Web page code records
________
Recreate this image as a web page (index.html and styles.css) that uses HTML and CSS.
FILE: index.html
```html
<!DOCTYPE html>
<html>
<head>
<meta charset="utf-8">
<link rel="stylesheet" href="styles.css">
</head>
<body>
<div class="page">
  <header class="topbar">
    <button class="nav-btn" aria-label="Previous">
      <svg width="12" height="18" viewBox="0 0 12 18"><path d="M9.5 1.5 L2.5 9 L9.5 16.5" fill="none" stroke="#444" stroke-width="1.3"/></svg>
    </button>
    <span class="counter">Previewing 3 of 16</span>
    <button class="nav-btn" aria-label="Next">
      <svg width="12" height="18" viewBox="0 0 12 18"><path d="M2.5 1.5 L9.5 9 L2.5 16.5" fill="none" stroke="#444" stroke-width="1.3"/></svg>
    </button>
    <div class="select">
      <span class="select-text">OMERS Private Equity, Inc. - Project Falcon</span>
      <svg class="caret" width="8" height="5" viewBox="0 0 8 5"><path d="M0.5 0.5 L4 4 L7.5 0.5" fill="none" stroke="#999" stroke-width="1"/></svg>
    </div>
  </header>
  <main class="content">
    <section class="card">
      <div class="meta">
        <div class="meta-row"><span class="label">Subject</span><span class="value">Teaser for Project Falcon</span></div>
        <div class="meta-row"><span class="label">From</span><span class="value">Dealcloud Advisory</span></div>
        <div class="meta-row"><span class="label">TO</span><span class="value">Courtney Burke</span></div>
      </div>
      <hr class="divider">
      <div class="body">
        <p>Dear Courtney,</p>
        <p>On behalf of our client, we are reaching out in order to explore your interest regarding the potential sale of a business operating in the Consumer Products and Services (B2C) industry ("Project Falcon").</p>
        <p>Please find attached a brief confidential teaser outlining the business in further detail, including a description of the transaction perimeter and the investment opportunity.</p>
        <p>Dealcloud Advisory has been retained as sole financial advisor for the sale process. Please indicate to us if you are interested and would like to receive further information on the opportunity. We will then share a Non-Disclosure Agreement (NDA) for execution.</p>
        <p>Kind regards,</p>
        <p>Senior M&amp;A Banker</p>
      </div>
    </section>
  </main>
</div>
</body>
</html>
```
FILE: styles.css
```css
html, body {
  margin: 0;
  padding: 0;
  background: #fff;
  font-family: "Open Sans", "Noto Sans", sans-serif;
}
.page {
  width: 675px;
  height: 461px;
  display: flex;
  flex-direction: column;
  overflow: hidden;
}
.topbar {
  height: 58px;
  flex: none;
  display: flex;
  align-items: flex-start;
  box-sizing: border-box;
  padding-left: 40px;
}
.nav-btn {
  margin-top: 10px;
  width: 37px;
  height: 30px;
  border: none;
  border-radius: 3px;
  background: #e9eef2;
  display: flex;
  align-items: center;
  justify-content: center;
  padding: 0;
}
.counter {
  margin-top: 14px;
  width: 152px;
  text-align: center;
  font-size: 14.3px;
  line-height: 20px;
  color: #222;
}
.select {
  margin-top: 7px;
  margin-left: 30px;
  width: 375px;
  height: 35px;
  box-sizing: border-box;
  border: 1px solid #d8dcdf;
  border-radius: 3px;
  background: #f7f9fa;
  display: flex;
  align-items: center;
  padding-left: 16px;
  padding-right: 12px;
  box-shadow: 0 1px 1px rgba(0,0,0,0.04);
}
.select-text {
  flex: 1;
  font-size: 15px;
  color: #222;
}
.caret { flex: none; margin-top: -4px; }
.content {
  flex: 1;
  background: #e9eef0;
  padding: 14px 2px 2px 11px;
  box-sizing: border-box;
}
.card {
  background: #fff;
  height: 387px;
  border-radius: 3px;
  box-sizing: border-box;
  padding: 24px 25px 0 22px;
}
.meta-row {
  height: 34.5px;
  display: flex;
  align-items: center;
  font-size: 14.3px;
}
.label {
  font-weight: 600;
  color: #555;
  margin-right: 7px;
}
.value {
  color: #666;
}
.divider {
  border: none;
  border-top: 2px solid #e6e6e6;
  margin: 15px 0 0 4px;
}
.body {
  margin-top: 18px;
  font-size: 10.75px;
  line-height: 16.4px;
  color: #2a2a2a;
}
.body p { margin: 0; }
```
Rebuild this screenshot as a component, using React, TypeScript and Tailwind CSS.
________
**SET PROBLEM**
Each line that has the word "index" should be copied.

**CORRECT ANSWER**
Recreate this image as a web page (index.html and styles.css) that uses HTML and CSS.
FILE: index.html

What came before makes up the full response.